Sunday, 14 June 2009

Budapest

We have just spent the last three days in Budapest and are off now to catch the train to Novi Sad in northern Serbia. Budapest has a comforting familiarity about it and is reminicent of other eastern European cities such as Prague, Krakow, Llubjana and Zagreb that I've been to.
The hightlight was a visit to the Museum of Terror which was a former HQ of the Hungarian secret service. It chronicled the secret police surveillance, interrogation, capture and often execution of those who the state deemed as subversives during the Second World War, when Hungary was allied to the Nazis and then during the communist regime. In the cellars of the museum are cells where captives were held, the ones with a rough wooden bench and a blanked, and the one with padded floor and walls were the most poignent.
The food was heavy although after being given directions on our first night by the hotel staff to a recommended eaterie, we immediately took a wrong turn and ended up in a fantistic little venue set in a courtyard, where we ate evey night.
On Friday we took a bus tour around the city and saw all the major sights and yesterday we just wandered around, spending the early evening sipping some rather fine Czech beer and watching a jazz band in a little park. The local Hungarian beer, Dreher, wasn't bad either.
Anyway off to the train station now.

1 comment:

John L. Murphy / "Fionnchú" said...

I was not able to visit the Museum of Terror at 60 Andrassy St, but I wanted to on my short visit.

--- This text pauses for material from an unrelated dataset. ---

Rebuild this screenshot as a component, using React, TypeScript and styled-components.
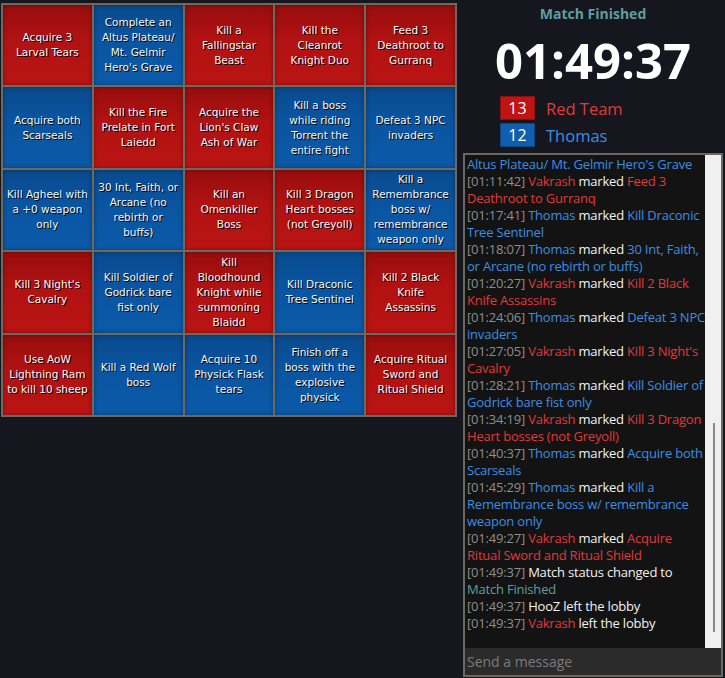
import React, { useLayoutEffect, useRef } from "react";
import styled, { createGlobalStyle } from "styled-components";

type Team = "red" | "blue";

const GlobalStyle = createGlobalStyle`
  html, body { margin: 0; padding: 0; background: #16161f; }
  body { font-family: "Open Sans", "Noto Sans", sans-serif; }
  * { box-sizing: border-box; }
`;

const Page = styled.div`
  display: flex;
  align-items: flex-start;
  width: 725px;
  height: 678px;
  padding: 3px 0 0 1px;
  overflow: hidden;
`;

const Board = styled.div`
  display: grid;
  grid-template-columns: repeat(5, 1fr);
  grid-template-rows: repeat(5, 1fr);
  gap: 2px;
  width: 456px;
  height: 414px;
  flex: none;
  border: 2px solid #6e695f;
  background: #6e695f;
`;

const Cell = styled.div<{ $team: Team }>`
  display: flex;
  align-items: center;
  justify-content: center;
  text-align: center;
  white-space: nowrap;
  font-family: "DejaVu Sans", Verdana, sans-serif;
  font-size: 10.5px;
  line-height: 15px;
  color: #f7f7f7;
  text-shadow: 1px 1px 0 #000;
  background: ${(p) =>
    p.$team === "red"
      ? "linear-gradient(to bottom, #980d0d 0%, #b21212 45%, #ba1414 100%)"
      : "linear-gradient(to bottom, #094a8d 0%, #0a55a2 45%, #0b5aa8 100%)"};
  box-shadow: inset 0 0 4px rgba(0, 0, 0, 0.35);
`;

const Side = styled.div`
  flex: 1;
  display: flex;
  flex-direction: column;
  padding: 0 3px 0 6px;
`;

const Status = styled.div`
  margin-top: 1px;
  text-align: center;
  font-weight: 700;
  font-size: 14px;
  line-height: 20px;
  color: #5f9ea0;
`;

const Timer = styled.div`
  margin-top: 12px;
  text-align: center;
  font-weight: 700;
  font-size: 49px;
  line-height: 49px;
  color: #ffffff;
`;

const Scores = styled.div`
  display: flex;
  flex-direction: column;
  gap: 3px;
  margin-top: 11px;
  padding-left: 37px;
`;

const ScoreRow = styled.div`
  display: flex;
  align-items: center;
  gap: 11px;
  height: 24px;
`;

const ScoreBox = styled.div<{ $team: Team }>`
  width: 35px;
  height: 24px;
  display: flex;
  align-items: center;
  justify-content: center;
  font-size: 16px;
  color: #ffffff;
  background: ${(p) => (p.$team === "red" ? "#c01414" : "#0f5fae")};
  border: 1px solid ${(p) => (p.$team === "red" ? "#8c0f0f" : "#0a447f")};
`;

const ScoreName = styled.div<{ $team: Team }>`
  font-size: 16.5px;
  color: ${(p) => (p.$team === "red" ? "#e03a3a" : "#3a8ee4")};
`;

const ChatBox = styled.div`
  margin-top: 6px;
  height: 524px;
  display: flex;
  flex-direction: column;
  border: 2px solid #6c675f;
  background: #131313;
`;

const LogArea = styled.div`
  flex: 1;
  min-height: 0;
  display: flex;
`;

const Log = styled.div`
  flex: 1;
  min-width: 0;
  overflow: hidden;
  padding: 0 0 16px 2px;
  font-size: 13px;
  line-height: 17px;
  letter-spacing: -0.2px;
`;

const ScrollTrack = styled.div`
  width: 16px;
  flex: none;
  display: flex;
  flex-direction: column;
  justify-content: flex-end;
  padding: 16px 6px 16px 8px;
  background: #f0f0f0;
`;

const ScrollThumb = styled.div`
  height: 209px;
  background: #8a8a8a;
`;

const Line = styled.div`
  white-space: nowrap;
`;

const Seg = styled.span<{ $c: Tone }>`
  color: ${(p) => toneColor[p.$c]};
`;

const Input = styled.input`
  height: 27px;
  flex: none;
  border: none;
  outline: none;
  padding: 0 2px;
  background: #2b2b2b;
  color: #e0e0e0;
  font-family: "Open Sans", "Noto Sans", sans-serif;
  font-size: 14px;
  &::placeholder {
    color: #7b7b7b;
  }
`;

type Tone = "ts" | "w" | "r" | "b" | "t";
const toneColor: Record<Tone, string> = {
  ts: "#8e8e8e",
  w: "#f2f2f2",
  r: "#e0393b",
  b: "#3a8ee4",
  t: "#5f9ea0",
};

const cells: { team: Team; lines: string[] }[] = [
  { team: "red", lines: ["Acquire 3", "Larval Tears"] },
  { team: "blue", lines: ["Complete an", "Altus Plateau/", "Mt. Gelmir", "Hero's Grave"] },
  { team: "red", lines: ["Kill a", "Fallingstar", "Beast"] },
  { team: "red", lines: ["Kill the", "Cleanrot", "Knight Duo"] },
  { team: "red", lines: ["Feed 3", "Deathroot to", "Gurranq"] },
  { team: "blue", lines: ["Acquire both", "Scarseals"] },
  { team: "red", lines: ["Kill the Fire", "Prelate in Fort", "Laiedd"] },
  { team: "red", lines: ["Acquire the", "Lion's Claw", "Ash of War"] },
  { team: "blue", lines: ["Kill a boss", "while riding", "Torrent the", "entire fight"] },
  { team: "blue", lines: ["Defeat 3 NPC", "invaders"] },
  { team: "blue", lines: ["Kill Agheel with", "a +0 weapon", "only"] },
  { team: "blue", lines: ["30 Int, Faith, or", "Arcane (no", "rebirth or", "buffs)"] },
  { team: "red", lines: ["Kill an", "Omenkiller", "Boss"] },
  { team: "red", lines: ["Kill 3 Dragon", "Heart bosses", "(not Greyoll)"] },
  { team: "blue", lines: ["Kill a", "Remembrance", "boss w/", "remembrance", "weapon only"] },
  { team: "red", lines: ["Kill 3 Night's", "Cavalry"] },
  { team: "blue", lines: ["Kill Soldier of", "Godrick bare", "fist only"] },
  { team: "red", lines: ["Kill", "Bloodhound", "Knight while", "summoning", "Blaidd"] },
  { team: "blue", lines: ["Kill Draconic", "Tree Sentinel"] },
  { team: "red", lines: ["Kill 2 Black", "Knife", "Assassins"] },
  { team: "red", lines: ["Use AoW", "Lightning Ram", "to kill 10 sheep"] },
  { team: "blue", lines: ["Kill a Red Wolf", "boss"] },
  { team: "blue", lines: ["Acquire 10", "Physick Flask", "tears"] },
  { team: "blue", lines: ["Finish off a", "boss with the", "explosive", "physick"] },
  { team: "red", lines: ["Acquire Ritual", "Sword and", "Ritual Shield"] },
];

type Segment = [Tone, string];
type Message = Segment[][];

const mark = (time: string, team: Team, goal: string[]): Message => {
  const who = team === "red" ? "Vakrash" : "Thomas";
  const c: Tone = team === "red" ? "r" : "b";
  return goal.map((g, i) =>
    i === 0
      ? ([["ts", `[${time}] `], [c, who], ["w", " marked "], [c, g]] as Segment[])
      : ([[c, g]] as Segment[])
  );
};

const info = (time: string, parts: Segment[][]): Message =>
  parts.map((p, i) => (i === 0 ? ([["ts", `[${time}] `], ...p] as Segment[]) : p));

const messages: Message[] = [
  info("00:00:00", [[["w", "HooZ joined the lobby"]]]),
  info("00:00:00", [[["r", "Vakrash"], ["w", " joined the lobby"]]]),
  info("00:00:00", [[["b", "Thomas"], ["w", " joined the lobby"]]]),
  info("00:00:00", [[["w", "Match status changed to"]], [["t", "Starting"]]]),
  info("00:00:00", [[["w", "Match status changed to"]], [["t", "Running"]]]),
  mark("00:09:14", "red", ["Acquire 3", "Larval Tears"]),
  mark("00:14:52", "blue", ["Kill a Red", "Wolf boss"]),
  mark("00:21:33", "red", ["Kill the Fire", "Prelate in Fort Laiedd"]),
  mark("00:26:48", "blue", ["Acquire 10", "Physick Flask tears"]),
  mark("00:31:05", "red", ["Acquire the", "Lion's Claw Ash of War"]),
  mark("00:38:21", "blue", ["Kill Agheel", "with a +0 weapon only"]),
  mark("00:42:10", "red", ["Kill the", "Cleanrot Knight Duo"]),
  mark("00:47:56", "red", ["Kill a", "Fallingstar Beast"]),
  mark("00:52:34", "blue", ["Kill a boss", "while riding Torrent the entire fight"]),
  mark("00:55:40", "red", ["Kill an", "Omenkiller Boss"]),
  mark("00:58:02", "blue", ["Finish off a", "boss with the explosive physick"]),
  mark("01:01:19", "red", ["Use AoW", "Lightning Ram to kill 10 sheep"]),
  mark("01:03:45", "red", ["Kill", "Bloodhound Knight while summoning", "Blaidd"]),
  mark("01:06:12", "blue", ["Complete an", "Altus Plateau/ Mt. Gelmir Hero's Grave"]),
  mark("01:11:42", "red", ["Feed 3", "Deathroot to Gurranq"]),
  mark("01:17:41", "blue", ["Kill Draconic", "Tree Sentinel"]),
  mark("01:18:07", "blue", ["30 Int, Faith,", "or Arcane (no rebirth or buffs)"]),
  mark("01:20:27", "red", ["Kill 2 Black", "Knife Assassins"]),
  mark("01:24:06", "blue", ["Defeat 3 NPC", "invaders"]),
  mark("01:27:05", "red", ["Kill 3 Night's", "Cavalry"]),
  mark("01:28:21", "blue", ["Kill Soldier of", "Godrick bare fist only"]),
  mark("01:34:19", "red", ["Kill 3 Dragon", "Heart bosses (not Greyoll)"]),
  mark("01:40:37", "blue", ["Acquire both", "Scarseals"]),
  mark("01:45:29", "blue", ["Kill a", "Remembrance boss w/ remembrance", "weapon only"]),
  mark("01:49:27", "red", ["Acquire", "Ritual Sword and Ritual Shield"]),
  info("01:49:37", [[["w", "Match status changed to"]], [["t", "Match Finished"]]]),
  info("01:49:37", [[["w", "HooZ left the lobby"]]]),
  info("01:49:37", [[["r", "Vakrash"], ["w", " left the lobby"]]]),
];

export default function App() {
  const logRef = useRef<HTMLDivElement>(null);
  useLayoutEffect(() => {
    const el = logRef.current;
    if (el) el.scrollTop = el.scrollHeight;
  }, []);

  return (
    <>
      <GlobalStyle />
      <Page>
        <Board>
          {cells.map((c, i) => (
            <Cell key={i} $team={c.team}>
              <div>
                {c.lines.map((l, j) => (
                  <div key={j}>{l}</div>
                ))}
              </div>
            </Cell>
          ))}
        </Board>
        <Side>
          <Status>Match Finished</Status>
          <Timer>01:49:37</Timer>
          <Scores>
            <ScoreRow>
              <ScoreBox $team="red">13</ScoreBox>
              <ScoreName $team="red">Red Team</ScoreName>
            </ScoreRow>
            <ScoreRow>
              <ScoreBox $team="blue">12</ScoreBox>
              <ScoreName $team="blue">Thomas</ScoreName>
            </ScoreRow>
          </Scores>
          <ChatBox>
            <LogArea>
              <Log ref={logRef}>
                {messages.map((m, i) => (
                  <div key={i}>
                    {m.map((line, j) => (
                      <Line key={j}>
                        {line.map(([tone, text], k) => (
                          <Seg key={k} $c={tone}>
                            {text}
                          </Seg>
                        ))}
                      </Line>
                    ))}
                  </div>
                ))}
              </Log>
              <ScrollTrack>
                <ScrollThumb />
              </ScrollTrack>
            </LogArea>
            <Input placeholder="Send a message" />
          </ChatBox>
        </Side>
      </Page>
    </>
  );
}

I recommend a hard-to-find book (about which inevitably I penned a very long review on my blog) that's nearly unknown now, George Faludy's "My Happy Days in Hell." It gives you a very long, but unfailingly vivid, first-person account, if somewhat fictionalized in that Francis Stuart fashion perhaps, of the post-war terror in Hungary firsthand. Enjoy the journey and keep us apprised with more reports of your travels!